## GOAL
List each line in which the string "index" appears.

■ ■ ■ ■ ■

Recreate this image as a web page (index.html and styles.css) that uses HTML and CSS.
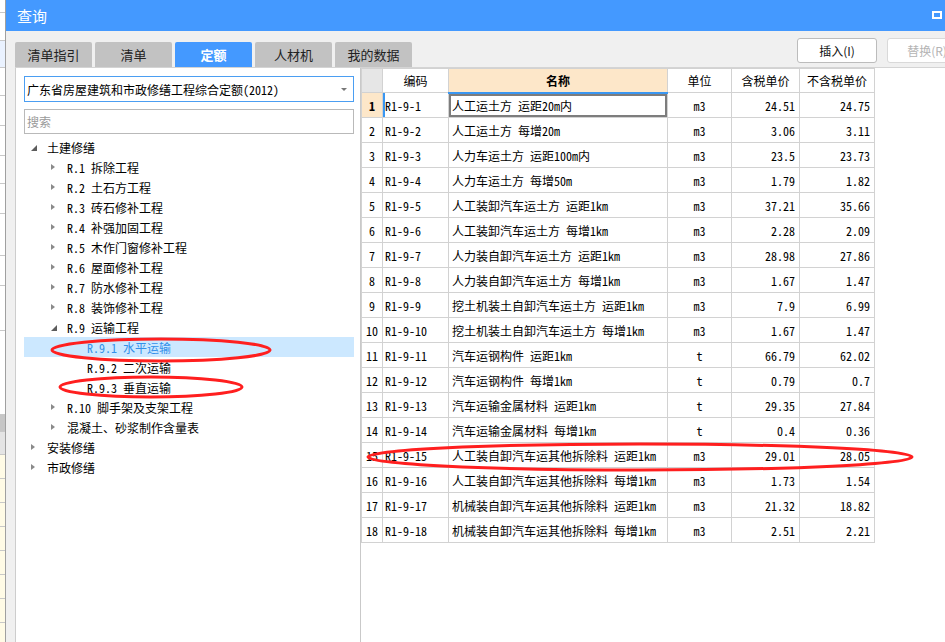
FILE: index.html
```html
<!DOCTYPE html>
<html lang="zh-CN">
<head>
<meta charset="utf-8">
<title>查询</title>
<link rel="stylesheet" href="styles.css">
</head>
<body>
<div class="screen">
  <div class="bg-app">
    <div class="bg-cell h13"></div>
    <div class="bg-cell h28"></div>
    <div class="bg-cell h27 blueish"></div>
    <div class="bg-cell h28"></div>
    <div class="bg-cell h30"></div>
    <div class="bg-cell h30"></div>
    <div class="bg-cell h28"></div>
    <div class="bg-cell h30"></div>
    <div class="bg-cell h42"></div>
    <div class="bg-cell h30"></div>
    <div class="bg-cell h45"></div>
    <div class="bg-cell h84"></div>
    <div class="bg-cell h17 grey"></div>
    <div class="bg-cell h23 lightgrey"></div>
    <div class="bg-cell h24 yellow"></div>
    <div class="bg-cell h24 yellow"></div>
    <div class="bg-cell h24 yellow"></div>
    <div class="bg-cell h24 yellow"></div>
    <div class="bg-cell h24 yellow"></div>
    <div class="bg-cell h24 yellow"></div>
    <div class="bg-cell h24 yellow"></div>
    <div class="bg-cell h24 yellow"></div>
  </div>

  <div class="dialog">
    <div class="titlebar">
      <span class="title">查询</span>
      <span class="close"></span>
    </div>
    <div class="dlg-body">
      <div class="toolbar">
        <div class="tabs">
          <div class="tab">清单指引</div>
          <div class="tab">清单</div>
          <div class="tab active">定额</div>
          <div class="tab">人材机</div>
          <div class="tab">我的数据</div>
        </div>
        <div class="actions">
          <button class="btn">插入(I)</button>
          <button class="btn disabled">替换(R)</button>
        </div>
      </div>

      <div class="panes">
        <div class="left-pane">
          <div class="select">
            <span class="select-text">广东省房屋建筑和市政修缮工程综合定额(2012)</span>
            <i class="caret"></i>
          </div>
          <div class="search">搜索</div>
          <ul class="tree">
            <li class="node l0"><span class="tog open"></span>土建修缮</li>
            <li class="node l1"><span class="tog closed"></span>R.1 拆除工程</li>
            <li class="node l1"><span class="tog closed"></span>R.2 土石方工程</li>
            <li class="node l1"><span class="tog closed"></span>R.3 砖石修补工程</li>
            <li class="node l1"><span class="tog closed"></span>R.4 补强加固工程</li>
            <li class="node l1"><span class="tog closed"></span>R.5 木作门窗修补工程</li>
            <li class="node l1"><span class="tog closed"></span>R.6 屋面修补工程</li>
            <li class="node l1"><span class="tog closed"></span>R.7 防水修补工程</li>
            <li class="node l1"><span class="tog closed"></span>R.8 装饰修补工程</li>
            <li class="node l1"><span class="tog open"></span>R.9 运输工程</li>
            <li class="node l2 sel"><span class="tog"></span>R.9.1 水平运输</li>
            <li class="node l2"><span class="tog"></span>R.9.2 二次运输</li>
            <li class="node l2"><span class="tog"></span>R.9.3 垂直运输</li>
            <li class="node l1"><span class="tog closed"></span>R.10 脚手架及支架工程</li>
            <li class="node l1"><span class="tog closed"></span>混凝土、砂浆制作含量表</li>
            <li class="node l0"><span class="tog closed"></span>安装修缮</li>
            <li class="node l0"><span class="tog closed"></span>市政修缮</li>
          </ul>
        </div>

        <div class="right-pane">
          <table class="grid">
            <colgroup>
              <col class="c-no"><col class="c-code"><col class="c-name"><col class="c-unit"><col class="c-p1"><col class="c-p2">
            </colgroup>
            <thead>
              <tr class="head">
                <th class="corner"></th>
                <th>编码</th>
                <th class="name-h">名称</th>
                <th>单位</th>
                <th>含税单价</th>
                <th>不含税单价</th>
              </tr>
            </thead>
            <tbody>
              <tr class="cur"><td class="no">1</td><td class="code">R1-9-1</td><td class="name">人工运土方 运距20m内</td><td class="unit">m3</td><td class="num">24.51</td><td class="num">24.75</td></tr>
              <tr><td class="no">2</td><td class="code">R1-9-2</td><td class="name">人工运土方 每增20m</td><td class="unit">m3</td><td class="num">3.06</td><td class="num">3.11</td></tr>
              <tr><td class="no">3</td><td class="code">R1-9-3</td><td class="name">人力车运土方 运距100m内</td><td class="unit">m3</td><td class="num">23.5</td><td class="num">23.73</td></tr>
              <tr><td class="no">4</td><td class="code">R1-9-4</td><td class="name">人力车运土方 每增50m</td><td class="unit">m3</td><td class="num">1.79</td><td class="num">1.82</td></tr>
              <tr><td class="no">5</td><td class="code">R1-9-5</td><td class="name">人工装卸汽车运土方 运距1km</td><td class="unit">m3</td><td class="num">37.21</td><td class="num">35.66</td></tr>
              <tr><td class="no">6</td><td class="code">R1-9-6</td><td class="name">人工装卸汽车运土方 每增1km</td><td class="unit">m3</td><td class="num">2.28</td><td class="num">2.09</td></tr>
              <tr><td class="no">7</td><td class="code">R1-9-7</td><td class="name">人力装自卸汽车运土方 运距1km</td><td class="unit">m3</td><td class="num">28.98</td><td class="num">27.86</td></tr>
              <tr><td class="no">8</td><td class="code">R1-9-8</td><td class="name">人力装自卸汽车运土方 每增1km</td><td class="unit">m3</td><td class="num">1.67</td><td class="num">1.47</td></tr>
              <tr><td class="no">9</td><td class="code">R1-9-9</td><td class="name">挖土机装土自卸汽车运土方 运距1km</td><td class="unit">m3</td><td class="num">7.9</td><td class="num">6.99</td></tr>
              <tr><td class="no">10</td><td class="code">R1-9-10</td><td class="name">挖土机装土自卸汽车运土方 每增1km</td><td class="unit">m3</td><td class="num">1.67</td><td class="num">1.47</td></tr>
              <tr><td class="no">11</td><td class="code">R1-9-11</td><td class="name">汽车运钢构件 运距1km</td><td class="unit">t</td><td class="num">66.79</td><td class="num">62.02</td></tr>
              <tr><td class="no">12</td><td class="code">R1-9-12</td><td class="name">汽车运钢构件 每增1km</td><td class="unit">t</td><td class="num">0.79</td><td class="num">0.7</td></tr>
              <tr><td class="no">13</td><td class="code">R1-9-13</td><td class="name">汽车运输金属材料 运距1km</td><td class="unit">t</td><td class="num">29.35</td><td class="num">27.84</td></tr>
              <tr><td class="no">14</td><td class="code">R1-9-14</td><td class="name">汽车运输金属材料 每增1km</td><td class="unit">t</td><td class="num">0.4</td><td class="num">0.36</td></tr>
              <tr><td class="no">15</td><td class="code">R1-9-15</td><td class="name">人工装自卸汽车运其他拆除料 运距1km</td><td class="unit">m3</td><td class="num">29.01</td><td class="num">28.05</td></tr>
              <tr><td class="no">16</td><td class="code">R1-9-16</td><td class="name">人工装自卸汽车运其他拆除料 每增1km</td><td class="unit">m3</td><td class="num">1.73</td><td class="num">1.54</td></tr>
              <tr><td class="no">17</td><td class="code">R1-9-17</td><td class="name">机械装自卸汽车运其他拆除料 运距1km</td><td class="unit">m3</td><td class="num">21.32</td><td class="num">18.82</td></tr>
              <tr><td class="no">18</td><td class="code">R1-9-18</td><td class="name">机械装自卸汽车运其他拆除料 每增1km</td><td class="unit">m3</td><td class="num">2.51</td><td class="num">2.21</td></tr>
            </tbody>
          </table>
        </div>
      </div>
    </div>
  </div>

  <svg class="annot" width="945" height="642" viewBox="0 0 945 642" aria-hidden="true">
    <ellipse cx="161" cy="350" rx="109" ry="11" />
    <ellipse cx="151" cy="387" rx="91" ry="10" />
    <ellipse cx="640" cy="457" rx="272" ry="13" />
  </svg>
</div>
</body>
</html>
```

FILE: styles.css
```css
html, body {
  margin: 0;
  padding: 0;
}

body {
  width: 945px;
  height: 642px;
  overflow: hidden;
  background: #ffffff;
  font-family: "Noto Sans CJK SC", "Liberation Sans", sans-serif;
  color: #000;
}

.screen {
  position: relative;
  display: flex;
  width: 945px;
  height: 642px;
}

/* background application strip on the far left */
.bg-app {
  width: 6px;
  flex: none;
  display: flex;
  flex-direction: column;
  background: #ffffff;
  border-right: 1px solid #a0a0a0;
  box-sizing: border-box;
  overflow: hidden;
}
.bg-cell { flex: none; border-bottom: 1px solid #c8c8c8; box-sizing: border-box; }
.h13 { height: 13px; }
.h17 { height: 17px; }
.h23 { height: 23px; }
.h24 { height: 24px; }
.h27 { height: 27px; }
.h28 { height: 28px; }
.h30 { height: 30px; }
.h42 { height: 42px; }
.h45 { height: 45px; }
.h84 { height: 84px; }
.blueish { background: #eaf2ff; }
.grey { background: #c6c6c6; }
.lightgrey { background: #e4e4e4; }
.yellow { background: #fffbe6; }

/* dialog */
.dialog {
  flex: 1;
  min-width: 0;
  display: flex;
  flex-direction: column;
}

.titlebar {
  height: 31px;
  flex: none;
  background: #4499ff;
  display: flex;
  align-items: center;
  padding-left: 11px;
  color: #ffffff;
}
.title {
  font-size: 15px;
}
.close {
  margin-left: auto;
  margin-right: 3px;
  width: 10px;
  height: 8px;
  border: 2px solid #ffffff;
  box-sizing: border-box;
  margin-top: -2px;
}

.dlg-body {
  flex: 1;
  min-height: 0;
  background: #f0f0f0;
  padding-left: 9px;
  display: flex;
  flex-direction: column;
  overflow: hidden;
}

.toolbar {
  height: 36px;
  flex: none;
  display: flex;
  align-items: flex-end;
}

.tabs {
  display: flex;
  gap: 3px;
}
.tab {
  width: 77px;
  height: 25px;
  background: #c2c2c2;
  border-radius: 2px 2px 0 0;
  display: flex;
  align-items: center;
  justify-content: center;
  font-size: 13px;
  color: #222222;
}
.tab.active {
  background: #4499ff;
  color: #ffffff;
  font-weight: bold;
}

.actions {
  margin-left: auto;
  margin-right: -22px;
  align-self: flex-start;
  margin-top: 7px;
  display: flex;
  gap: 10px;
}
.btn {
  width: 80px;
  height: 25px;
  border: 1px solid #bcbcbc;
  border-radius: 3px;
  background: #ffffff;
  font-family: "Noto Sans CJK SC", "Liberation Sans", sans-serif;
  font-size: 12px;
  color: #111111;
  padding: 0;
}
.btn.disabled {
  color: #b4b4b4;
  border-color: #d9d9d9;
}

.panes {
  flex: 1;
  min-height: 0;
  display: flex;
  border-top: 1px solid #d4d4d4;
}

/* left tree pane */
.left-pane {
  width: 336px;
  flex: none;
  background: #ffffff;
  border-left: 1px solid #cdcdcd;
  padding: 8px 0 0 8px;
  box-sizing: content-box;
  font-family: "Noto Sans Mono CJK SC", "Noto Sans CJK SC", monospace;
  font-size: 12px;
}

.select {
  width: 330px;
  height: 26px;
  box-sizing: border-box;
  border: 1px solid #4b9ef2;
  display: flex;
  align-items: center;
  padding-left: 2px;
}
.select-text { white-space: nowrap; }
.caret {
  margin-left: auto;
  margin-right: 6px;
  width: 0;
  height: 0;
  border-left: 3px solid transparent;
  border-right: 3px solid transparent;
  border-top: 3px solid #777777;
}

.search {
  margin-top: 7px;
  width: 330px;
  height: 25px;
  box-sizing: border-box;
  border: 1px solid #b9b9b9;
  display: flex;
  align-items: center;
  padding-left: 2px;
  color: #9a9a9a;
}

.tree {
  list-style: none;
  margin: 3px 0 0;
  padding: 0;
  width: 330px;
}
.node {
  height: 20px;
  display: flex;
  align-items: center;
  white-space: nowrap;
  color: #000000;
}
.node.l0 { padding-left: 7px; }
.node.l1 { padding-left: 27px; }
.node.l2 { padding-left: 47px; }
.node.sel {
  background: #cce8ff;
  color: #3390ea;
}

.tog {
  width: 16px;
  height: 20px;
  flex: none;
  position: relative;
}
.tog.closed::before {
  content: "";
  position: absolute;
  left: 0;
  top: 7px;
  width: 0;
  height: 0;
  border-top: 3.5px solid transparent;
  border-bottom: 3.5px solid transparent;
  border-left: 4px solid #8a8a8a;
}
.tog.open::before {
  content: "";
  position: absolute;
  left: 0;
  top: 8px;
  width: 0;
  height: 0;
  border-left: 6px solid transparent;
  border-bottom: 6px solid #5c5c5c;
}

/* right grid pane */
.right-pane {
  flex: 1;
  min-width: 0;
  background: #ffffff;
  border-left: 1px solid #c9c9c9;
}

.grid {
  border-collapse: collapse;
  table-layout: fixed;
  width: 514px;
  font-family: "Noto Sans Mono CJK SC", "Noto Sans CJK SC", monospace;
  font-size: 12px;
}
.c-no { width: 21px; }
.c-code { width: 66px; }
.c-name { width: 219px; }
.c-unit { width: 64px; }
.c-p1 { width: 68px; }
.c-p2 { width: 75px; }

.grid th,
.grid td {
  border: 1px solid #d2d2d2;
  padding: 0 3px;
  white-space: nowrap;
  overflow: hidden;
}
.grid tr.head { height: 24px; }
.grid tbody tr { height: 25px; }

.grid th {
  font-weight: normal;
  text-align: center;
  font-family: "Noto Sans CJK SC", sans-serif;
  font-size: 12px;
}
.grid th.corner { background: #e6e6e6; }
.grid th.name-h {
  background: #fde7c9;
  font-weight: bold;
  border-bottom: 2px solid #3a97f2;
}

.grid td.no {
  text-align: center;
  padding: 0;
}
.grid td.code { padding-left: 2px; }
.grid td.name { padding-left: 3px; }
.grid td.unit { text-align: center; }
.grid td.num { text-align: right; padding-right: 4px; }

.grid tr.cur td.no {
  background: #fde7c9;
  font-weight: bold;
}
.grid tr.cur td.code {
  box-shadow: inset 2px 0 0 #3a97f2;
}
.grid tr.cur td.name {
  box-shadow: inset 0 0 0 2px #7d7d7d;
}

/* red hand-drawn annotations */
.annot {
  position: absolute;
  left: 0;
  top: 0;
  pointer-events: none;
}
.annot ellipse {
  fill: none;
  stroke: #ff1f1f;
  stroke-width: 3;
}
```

■ ■ ■ ■ ■

## THE RESPONSE
Recreate this image as a web page (index.html and styles.css) that uses HTML and CSS.
FILE: index.html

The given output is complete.